Available data:
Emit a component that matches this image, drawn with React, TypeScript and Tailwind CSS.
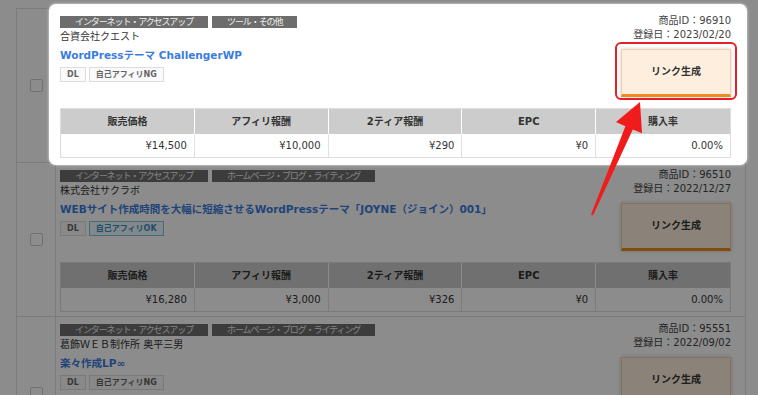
type Product = {
  tags: string[];
  company: string;
  title: string;
  selfOk: boolean;
  id: string;
  date: string;
  price: string;
  affiliate: string;
  tier: string;
  epc: string;
  rate: string;
};

const products: Product[] = [
  {
    tags: ["インターネット・アクセスアップ", "ツール・その他"],
    company: "合資会社クエスト",
    title: "WordPressテーマ ChallengerWP",
    selfOk: false,
    id: "96910",
    date: "2023/02/20",
    price: "¥14,500",
    affiliate: "¥10,000",
    tier: "¥290",
    epc: "¥0",
    rate: "0.00%",
  },
  {
    tags: ["インターネット・アクセスアップ", "ホームページ・ブログ・ライティング"],
    company: "株式会社サクラボ",
    title: "WEBサイト作成時間を大幅に短縮させるWordPressテーマ「JOYNE（ジョイン）001」",
    selfOk: true,
    id: "96510",
    date: "2022/12/27",
    price: "¥16,280",
    affiliate: "¥3,000",
    tier: "¥326",
    epc: "¥0",
    rate: "0.00%",
  },
  {
    tags: ["インターネット・アクセスアップ", "ホームページ・ブログ・ライティング"],
    company: "葛飾ＷＥＢ制作所 奥平三男",
    title: "楽々作成LP∞",
    selfOk: false,
    id: "95551",
    date: "2022/09/02",
    price: "¥9,800",
    affiliate: "¥2,000",
    tier: "¥196",
    epc: "¥0",
    rate: "0.00%",
  },
];

const headers = ["販売価格", "アフィリ報酬", "2ティア報酬", "EPC", "購入率"];

function ProductBody({
  product,
  showTable = true,
}: {
  product: Product;
  showTable?: boolean;
}) {
  const values = [
    product.price,
    product.affiliate,
    product.tier,
    product.epc,
    product.rate,
  ];
  return (
    <div className="w-[689px] h-[153px] pl-[4px] pr-[14px] text-[#333]">
      <div className="flex h-[95px]">
        <div className="flex-1 pt-[7px]">
          <div className="flex gap-[4px]">
            {product.tags.map((tag) => (
              <span
                key={tag}
                className="h-[12px] px-[15px] bg-[#6d6d6d] text-[#f0f0f0] text-[9px] tracking-[-1.1px] leading-[12px]"
              >
                {tag}
              </span>
            ))}
          </div>
          <div className="mt-[2px] text-[10px] leading-[14px]">
            {product.company}
          </div>
          <div className="mt-[2px] text-[10.5px] leading-[18px] font-bold text-[#3b7ddd] whitespace-nowrap">
            {product.title}
          </div>
          <div className="mt-[3px] flex gap-[3px] text-[8px] font-bold leading-[13px]">
            <span className="h-[15px] px-[6px] border border-[#dddddd] bg-[#fafafa] text-[#666]">
              DL
            </span>
            {product.selfOk ? (
              <span className="h-[15px] px-[6px] border border-[#7cc3dc] bg-[#eef8fc] text-[#3a8fc4]">
                自己アフィリOK
              </span>
            ) : (
              <span className="h-[15px] px-[6px] border border-[#dddddd] bg-[#fafafa] text-[#666]">
                自己アフィリNG
              </span>
            )}
          </div>
        </div>
        <div className="flex flex-col items-end pt-[5px] text-[10px] leading-[14px] text-[#444]">
          <span>商品ID：{product.id}</span>
          <span>登録日：{product.date}</span>
          <button className="mt-[7px] w-[110px] h-[48px] bg-[#fdeedd] border border-[#f1cfa8] border-b-[3px] border-b-[#f08c1e] text-[10px] font-bold text-[#333] shadow-[0_0_4px_rgba(0,0,0,0.2)]">
            リンク生成
          </button>
        </div>
      </div>
      {showTable && (
        <div className="mt-[4px] border border-[#dddddd]">
          <div className="grid grid-cols-5 bg-[#cccccc] divide-x divide-white">
            {headers.map((h) => (
              <div
                key={h}
                className="h-[25px] flex items-center justify-center text-[10px] font-bold"
              >
                {h}
              </div>
            ))}
          </div>
          <div className="grid grid-cols-5 bg-white divide-x divide-[#e2e2e2]">
            {values.map((v, i) => (
              <div
                key={i}
                className="h-[23px] flex items-center justify-end pr-[7px] text-[10px]"
              >
                {v}
              </div>
            ))}
          </div>
        </div>
      )}
    </div>
  );
}

function ProductRow({
  product,
  showTable,
}: {
  product: Product;
  showTable: boolean;
}) {
  return (
    <div className="flex h-[154px] border-b border-[#e0e0e0]">
      <div className="w-[39px] shrink-0 border-r border-[#e0e0e0] flex items-center justify-center">
        <span className="size-[13px] border border-[#cccccc] rounded-[2px] bg-white" />
      </div>
      <ProductBody product={product} showTable={showTable} />
    </div>
  );
}

export default function App() {
  return (
    <div className="relative w-[758px] h-[395px] overflow-hidden bg-white font-['DejaVu_Sans','Noto_Sans_CJK_JP',sans-serif]">
      <div className="pt-[8px] pl-4">
        <div className="w-[730px] border-t border-l border-r border-[#e0e0e0]">
          {products.map((p, i) => (
            <ProductRow key={p.id} product={p} showTable={i < 2} />
          ))}
        </div>
      </div>

      <div className="absolute inset-0 bg-black/45" />

      <div className="absolute left-[49px] top-[4px] w-[698px] h-[161px] pl-[7px] pt-[5px] bg-white rounded-[7px] shadow-[0_0_3px_rgba(255,255,255,0.8)] overflow-hidden">
        <ProductBody product={products[0]} />
      </div>

      <div className="absolute left-[615px] top-[42px] w-[122px] h-[58px] border-2 border-[#e4202a] rounded-[6px]" />

      <svg
        className="absolute inset-0 pointer-events-none"
        width="758"
        height="395"
        viewBox="0 0 758 395"
      >
        <polygon
          points="640,102 616,122 625.4,126.2 591,214.6 593,215.4 632.8,129.4 642,133.3"
          fill="#f01c1c"
        />
      </svg>
    </div>
  );
}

What is required:
Quote the data above in full and without alteration; skip the pictures.

Correct output:
Emit a component that matches this image, drawn with React, TypeScript and Tailwind CSS.
type Product = {
  tags: string[];
  company: string;
  title: string;
  selfOk: boolean;
  id: string;
  date: string;
  price: string;
  affiliate: string;
  tier: string;
  epc: string;
  rate: string;
};

const products: Product[] = [
  {
    tags: ["インターネット・アクセスアップ", "ツール・その他"],
    company: "合資会社クエスト",
    title: "WordPressテーマ ChallengerWP",
    selfOk: false,
    id: "96910",
    date: "2023/02/20",
    price: "¥14,500",
    affiliate: "¥10,000",
    tier: "¥290",
    epc: "¥0",
    rate: "0.00%",
  },
  {
    tags: ["インターネット・アクセスアップ", "ホームページ・ブログ・ライティング"],
    company: "株式会社サクラボ",
    title: "WEBサイト作成時間を大幅に短縮させるWordPressテーマ「JOYNE（ジョイン）001」",
    selfOk: true,
    id: "96510",
    date: "2022/12/27",
    price: "¥16,280",
    affiliate: "¥3,000",
    tier: "¥326",
    epc: "¥0",
    rate: "0.00%",
  },
  {
    tags: ["インターネット・アクセスアップ", "ホームページ・ブログ・ライティング"],
    company: "葛飾ＷＥＢ制作所 奥平三男",
    title: "楽々作成LP∞",
    selfOk: false,
    id: "95551",
    date: "2022/09/02",
    price: "¥9,800",
    affiliate: "¥2,000",
    tier: "¥196",
    epc: "¥0",
    rate: "0.00%",
  },
];

const headers = ["販売価格", "アフィリ報酬", "2ティア報酬", "EPC", "購入率"];

function ProductBody({
  product,
  showTable = true,
}: {
  product: Product;
  showTable?: boolean;
}) {
  const values = [
    product.price,
    product.affiliate,
    product.tier,
    product.epc,
    product.rate,
  ];
  return (
    <div className="w-[689px] h-[153px] pl-[4px] pr-[14px] text-[#333]">
      <div className="flex h-[95px]">
        <div className="flex-1 pt-[7px]">
          <div className="flex gap-[4px]">
            {product.tags.map((tag) => (
              <span
                key={tag}
                className="h-[12px] px-[15px] bg-[#6d6d6d] text-[#f0f0f0] text-[9px] tracking-[-1.1px] leading-[12px]"
              >
                {tag}
              </span>
            ))}
          </div>
          <div className="mt-[2px] text-[10px] leading-[14px]">
            {product.company}
          </div>
          <div className="mt-[2px] text-[10.5px] leading-[18px] font-bold text-[#3b7ddd] whitespace-nowrap">
            {product.title}
          </div>
          <div className="mt-[3px] flex gap-[3px] text-[8px] font-bold leading-[13px]">
            <span className="h-[15px] px-[6px] border border-[#dddddd] bg-[#fafafa] text-[#666]">
              DL
            </span>
            {product.selfOk ? (
              <span className="h-[15px] px-[6px] border border-[#7cc3dc] bg-[#eef8fc] text-[#3a8fc4]">
                自己アフィリOK
              </span>
            ) : (
              <span className="h-[15px] px-[6px] border border-[#dddddd] bg-[#fafafa] text-[#666]">
                自己アフィリNG
              </span>
            )}
          </div>
        </div>
        <div className="flex flex-col items-end pt-[5px] text-[10px] leading-[14px] text-[#444]">
          <span>商品ID：{product.id}</span>
          <span>登録日：{product.date}</span>
          <button className="mt-[7px] w-[110px] h-[48px] bg-[#fdeedd] border border-[#f1cfa8] border-b-[3px] border-b-[#f08c1e] text-[10px] font-bold text-[#333] shadow-[0_0_4px_rgba(0,0,0,0.2)]">
            リンク生成
          </button>
        </div>
      </div>
      {showTable && (
        <div className="mt-[4px] border border-[#dddddd]">
          <div className="grid grid-cols-5 bg-[#cccccc] divide-x divide-white">
            {headers.map((h) => (
              <div
                key={h}
                className="h-[25px] flex items-center justify-center text-[10px] font-bold"
              >
                {h}
              </div>
            ))}
          </div>
          <div className="grid grid-cols-5 bg-white divide-x divide-[#e2e2e2]">
            {values.map((v, i) => (
              <div
                key={i}
                className="h-[23px] flex items-center justify-end pr-[7px] text-[10px]"
              >
                {v}
              </div>
            ))}
          </div>
        </div>
      )}
    </div>
  );
}

function ProductRow({
  product,
  showTable,
}: {
  product: Product;
  showTable: boolean;
}) {
  return (
    <div className="flex h-[154px] border-b border-[#e0e0e0]">
      <div className="w-[39px] shrink-0 border-r border-[#e0e0e0] flex items-center justify-center">
        <span className="size-[13px] border border-[#cccccc] rounded-[2px] bg-white" />
      </div>
      <ProductBody product={product} showTable={showTable} />
    </div>
  );
}

export default function App() {
  return (
    <div className="relative w-[758px] h-[395px] overflow-hidden bg-white font-['DejaVu_Sans','Noto_Sans_CJK_JP',sans-serif]">
      <div className="pt-[8px] pl-4">
        <div className="w-[730px] border-t border-l border-r border-[#e0e0e0]">
          {products.map((p, i) => (
            <ProductRow key={p.id} product={p} showTable={i < 2} />
          ))}
        </div>
      </div>

      <div className="absolute inset-0 bg-black/45" />

      <div className="absolute left-[49px] top-[4px] w-[698px] h-[161px] pl-[7px] pt-[5px] bg-white rounded-[7px] shadow-[0_0_3px_rgba(255,255,255,0.8)] overflow-hidden">
        <ProductBody product={products[0]} />
      </div>

      <div className="absolute left-[615px] top-[42px] w-[122px] h-[58px] border-2 border-[#e4202a] rounded-[6px]" />

      <svg
        className="absolute inset-0 pointer-events-none"
        width="758"
        height="395"
        viewBox="0 0 758 395"
      >
        <polygon
          points="640,102 616,122 625.4,126.2 591,214.6 593,215.4 632.8,129.4 642,133.3"
          fill="#f01c1c"
        />
      </svg>
    </div>
  );
}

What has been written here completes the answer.